Once again another facinating article from Dr. Daniel Fine of M.I.T on Energy Security. I recommend it an excellent read.
Energy Security and the Regulation Imperative in a New Economic Era
Did the economic crisis stabilize oil prices? What is the future of energy security? Has China bypassed the United States in the green energy revolution? How will the global community approach the “fourth corridor” pipeline in relation to Iranian power and Russian resurgence?
Dr. Daniel Fine, research associate at the Massachusetts Institute of Technology’s Mining and Minerals Resources Institute, addressed a diverse set of energy-related questions at The Fletcher School on September 15. The presentation was part of the International Security Studies Program Global Speaker Series.
Dr. Fine indicated that Saudi Arabia views the current price of oil, roughly $70-75 per barrel, as reflecting a price that is both fair and natural. The 2007-2008 price spike, which increased the per barrel price 220% over its 2005 level, was accompanied by a mere 2.5% increase in consumption. According to Dr. Fine, this undermines the oft-cited argument that consumption spikes drive price increases.
The real story of runaway oil prices, Dr. Fine said, lies in the enormous amount of available credit in the 2007-2008, which allowed speculators to buy and hold massive reserves, disturbing traditional forces of supply and demand. Combined with a global finance system that neglected deposits and encouraged rampant buying and a lack of regulation, this perfect storm brought the financial world to its knees in September 2008.
As the global economy shows signs of recovery, Dr. Fine urged the audience to ignore speculators. So-called “geopolitical analysts” on major news shows, he said, are often self-interested frauds with no actual training in geopolitics, serving only to promote a product (oil, gas, or energy) and make faulty predictions.

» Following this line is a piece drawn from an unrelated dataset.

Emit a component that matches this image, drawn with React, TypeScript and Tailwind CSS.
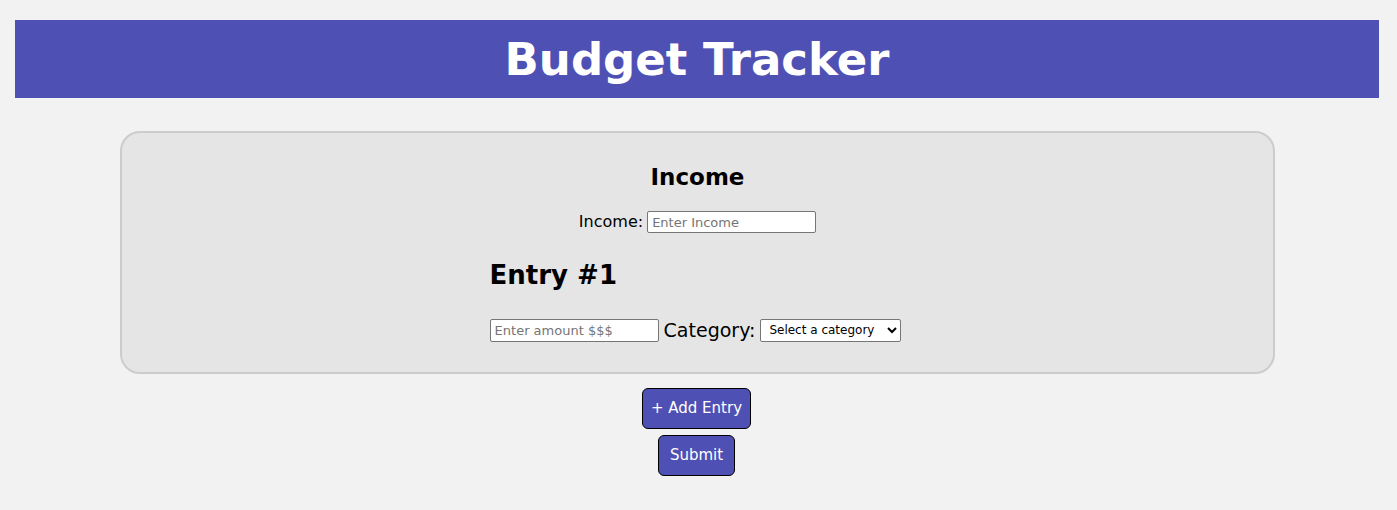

In the framework of energy security, Dr. Fine cited President Obama’s speeches in Cairo and on Wall Street, as evidence of the administration’s movement away from hard power “oil politics” and toward Joseph Nye’s conception of soft power. Dr. Fine cited President Obama’s Cairo speech as the backbone of a new regional policy in which the United States will move away from energy independence and toward energy interdependence, working alongside the global community and with regulators to ensure transparency.
The new geopolitics, Dr. Fine noted, focus on the location of and environment that surrounds oil supplies. He indicated that this symbolizes a shift from “great salesmanship” to true political geography with an associated acknowledgement of the reality of sector specific risk. In this context, Dr. Fine discussed the “fourth corridor” pipeline route, popularly known as Nabucco, which will stretch across the Caspian Sea to Austria. Turkey’s attempts to claim 15% of the overall revenue would, if successful, render the proposed pipeline uneconomic, while the tumult in Georgia poses enormous political risk to the project. Russia, which holds a virtual monopoly on European natural gas supply and is dabbling anew in great power politics, is vehemently opposed to Nabucco. This is one of the reasons, Dr. Fine stressed, that Russia does not want to see regime change in Iran; the current anti-Western hard line ensures Iran’s illegitimacy in the West and thus prevents Iranian oil sales to Western powers.
Dr. Fine also touched on China and its crucial coal factor. China will inevitability decline the carbon emissions cap to be proposed at COP15, and India, along with other developing powers, will follow suit in rejecting emissions caps. But Dr. Fine argued that China’s emphasis on carbon capture synchronization, or CCS, demonstrates its relative advantage over the West in certain green energy issues.
Dr. Fine concluded by citing President Obama’s recent hard-line regulation speech on Wall Street as an outline of future policy. If regulation fails, Dr. Fine indicated it is likely that a pricing bubble will return in concert with a buying surge. But with regulation, and with stringent enforcement by both the U.S. and Europe, a permanent cap on oil prices can be established that will maintain transparency and coincide with the fair and natural price.